◆ **What you need to do**
Which lines hold the word "this"? Show each of them.

◆ **Data extract**
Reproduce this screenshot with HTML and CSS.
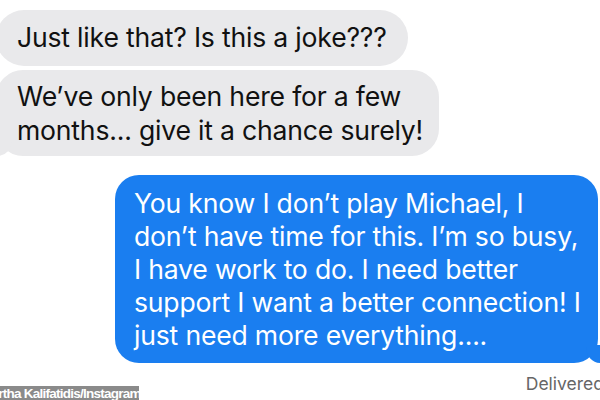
FILE: index.html
```html
<!DOCTYPE html>
<html>
<head>
<meta charset="utf-8">
<link rel="stylesheet" href="styles.css">
</head>
<body>
<div class="thread">
  <div class="bubble in first">Just like that? Is this a joke???</div>
  <div class="bubble in second">We’ve only been here for a few<br>months... give it a chance surely!<span class="tail tail-in"></span></div>
  <div class="bubble out">You know I don’t play Michael, I<br>don’t have time for this. I’m so busy,<br>I have work to do. I need better<br>support I want a better connection! I<br>just need more everything....<span class="tail tail-out"></span></div>
  <div class="footer">
    <div class="credit"><span class="credit-text">Martha Kalifatidis/Instagram</span></div>
    <div class="status">Delivered</div>
  </div>
</div>
</body>
</html>
```
FILE: styles.css
```css
* { box-sizing: border-box; }
html, body {
  margin: 0;
  padding: 0;
  background: #ffffff;
  width: 600px;
  height: 400px;
  overflow: hidden;
}
.thread {
  display: flex;
  flex-direction: column;
  padding-top: 10px;
  font-family: "Inter", "Liberation Sans", sans-serif;
}
.bubble {
  position: relative;
  font-size: 26.6px;
  letter-spacing: -0.2px;
  line-height: 34px;
  white-space: nowrap;
}
.in {
  align-self: flex-start;
  background: #e9e9eb;
  color: #111111;
  margin-left: -4px;
}
.first {
  height: 56px;
  padding: 10px 0 0 21px;
  border-radius: 28px;
  width: 412px;
}
.second {
  margin-top: 4px;
  height: 86px;
  padding: 9px 0 0 21px;
  border-radius: 27px;
  width: 443px;
}
.out {
  align-self: flex-end;
  margin-top: 19px;
  margin-right: 2px;
  width: 483px;
  height: 188px;
  padding: 12px 0 0 19px;
  border-radius: 24px;
  background: #1a7ef0;
  color: #ffffff;
  line-height: 33px;
}
.tail {
  position: absolute;
  bottom: 0;
  width: 16px;
  height: 18px;
}
.tail-in {
  left: 0;
  background: #e9e9eb;
  border-bottom-right-radius: 14px 16px;
}
.tail-out {
  right: -4px;
  background: #1a7ef0;
  border-bottom-left-radius: 14px 16px;
}
.footer {
  display: flex;
  justify-content: space-between;
  align-items: flex-start;
  margin-top: 12px;
}
.credit {
  margin-top: 11px;
  background: #8a8a8a;
  height: 15px;
  width: 139px;
  overflow: hidden;
  white-space: nowrap;
}
.credit-text {
  display: block;
  margin-left: -19px;
  font-family: "Liberation Sans", Arial, sans-serif;
  font-weight: bold;
  font-size: 13.5px;
  line-height: 15px;
  letter-spacing: -0.75px;
  color: #ffffff;
}
.status {
  font-size: 17.5px;
  color: #666666;
  margin-right: -4px;
  line-height: 18px;
  white-space: nowrap;
}
```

◆ **Exercise output**
Reproduce this screenshot with HTML and CSS.
  <div class="bubble in first">Just like that? Is this a joke???</div>
  <div class="bubble out">You know I don’t play Michael, I<br>don’t have time for this. I’m so busy,<br>I have work to do. I need better<br>support I want a better connection! I<br>just need more everything....<span class="tail tail-out"></span></div>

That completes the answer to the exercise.